▶ [DATA PROVIDED]:
## START

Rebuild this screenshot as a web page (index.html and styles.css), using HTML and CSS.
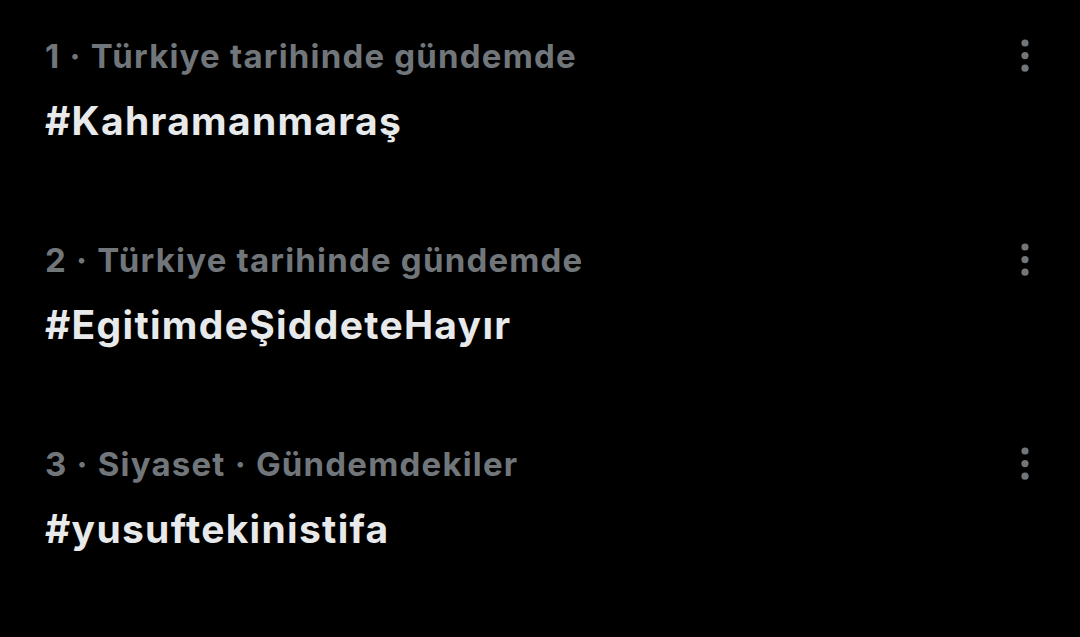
FILE: index.html
```html
<!DOCTYPE html>
<html lang="tr">
<head>
  <meta charset="UTF-8">
  <title>Gündem</title>
  <link rel="stylesheet" href="styles.css">
</head>
<body>
  <div class="trends">
    <div class="trend">
      <div class="trend-text">
        <div class="meta">1 · Türkiye tarihinde gündemde</div>
        <div class="title">#Kahramanmaraş</div>
      </div>
      <button class="more" aria-label="Daha fazla">
        <svg viewBox="0 0 8 34" width="8" height="34"><circle cx="4" cy="4" r="3.6"/><circle cx="4" cy="16.6" r="3.6"/><circle cx="4" cy="29.2" r="3.6"/></svg>
      </button>
    </div>
    <div class="trend">
      <div class="trend-text">
        <div class="meta">2 · Türkiye tarihinde gündemde</div>
        <div class="title">#EgitimdeŞiddeteHayır</div>
      </div>
      <button class="more" aria-label="Daha fazla">
        <svg viewBox="0 0 8 34" width="8" height="34"><circle cx="4" cy="4" r="3.6"/><circle cx="4" cy="16.6" r="3.6"/><circle cx="4" cy="29.2" r="3.6"/></svg>
      </button>
    </div>
    <div class="trend">
      <div class="trend-text">
        <div class="meta">3 · Siyaset · Gündemdekiler</div>
        <div class="title">#yusuftekinistifa</div>
      </div>
      <button class="more" aria-label="Daha fazla">
        <svg viewBox="0 0 8 34" width="8" height="34"><circle cx="4" cy="4" r="3.6"/><circle cx="4" cy="16.6" r="3.6"/><circle cx="4" cy="29.2" r="3.6"/></svg>
      </button>
    </div>
  </div>
</body>
</html>
```

FILE: styles.css
```css
body {
  margin: 0;
  background: #000;
  font-family: Inter, "Noto Sans", sans-serif;
  width: 1080px;
  height: 637px;
  overflow: hidden;
}
.trends {
  display: flex;
  flex-direction: column;
  padding: 36px 51px 0 45px;
}
.trend {
  display: flex;
  justify-content: space-between;
  align-items: flex-start;
  height: 204px;
}
.meta {
  font-size: 33px;
  font-weight: 700;
  color: #71767b;
  line-height: 40px;
  letter-spacing: 1.2px;
}
.title {
  font-size: 39px;
  font-weight: 700;
  color: #e7e9ea;
  line-height: 48px;
  letter-spacing: 1.3px;
  margin-top: 21px;
}
.more {
  background: none;
  border: none;
  padding: 0;
  margin-top: 3px;
  fill: #71767b;
}
```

## END

▶ [DIRECTIONS FOR THIS TASK]: Transcribe the material as is, with images omitted.

▶ [ANSWER TO THIS EXERCISE]:
Rebuild this screenshot as a web page (index.html and styles.css), using HTML and CSS.
FILE: index.html
```html
<!DOCTYPE html>
<html lang="tr">
<head>
  <meta charset="UTF-8">
  <title>Gündem</title>
  <link rel="stylesheet" href="styles.css">
</head>
<body>
  <div class="trends">
    <div class="trend">
      <div class="trend-text">
        <div class="meta">1 · Türkiye tarihinde gündemde</div>
        <div class="title">#Kahramanmaraş</div>
      </div>
      <button class="more" aria-label="Daha fazla">
        <svg viewBox="0 0 8 34" width="8" height="34"><circle cx="4" cy="4" r="3.6"/><circle cx="4" cy="16.6" r="3.6"/><circle cx="4" cy="29.2" r="3.6"/></svg>
      </button>
    </div>
    <div class="trend">
      <div class="trend-text">
        <div class="meta">2 · Türkiye tarihinde gündemde</div>
        <div class="title">#EgitimdeŞiddeteHayır</div>
      </div>
      <button class="more" aria-label="Daha fazla">
        <svg viewBox="0 0 8 34" width="8" height="34"><circle cx="4" cy="4" r="3.6"/><circle cx="4" cy="16.6" r="3.6"/><circle cx="4" cy="29.2" r="3.6"/></svg>
      </button>
    </div>
    <div class="trend">
      <div class="trend-text">
        <div class="meta">3 · Siyaset · Gündemdekiler</div>
        <div class="title">#yusuftekinistifa</div>
      </div>
      <button class="more" aria-label="Daha fazla">
        <svg viewBox="0 0 8 34" width="8" height="34"><circle cx="4" cy="4" r="3.6"/><circle cx="4" cy="16.6" r="3.6"/><circle cx="4" cy="29.2" r="3.6"/></svg>
      </button>
    </div>
  </div>
</body>
</html>
```

FILE: styles.css
```css
body {
  margin: 0;
  background: #000;
  font-family: Inter, "Noto Sans", sans-serif;
  width: 1080px;
  height: 637px;
  overflow: hidden;
}
.trends {
  display: flex;
  flex-direction: column;
  padding: 36px 51px 0 45px;
}
.trend {
  display: flex;
  justify-content: space-between;
  align-items: flex-start;
  height: 204px;
}
.meta {
  font-size: 33px;
  font-weight: 700;
  color: #71767b;
  line-height: 40px;
  letter-spacing: 1.2px;
}
.title {
  font-size: 39px;
  font-weight: 700;
  color: #e7e9ea;
  line-height: 48px;
  letter-spacing: 1.3px;
  margin-top: 21px;
}
.more {
  background: none;
  border: none;
  padding: 0;
  margin-top: 3px;
  fill: #71767b;
}
```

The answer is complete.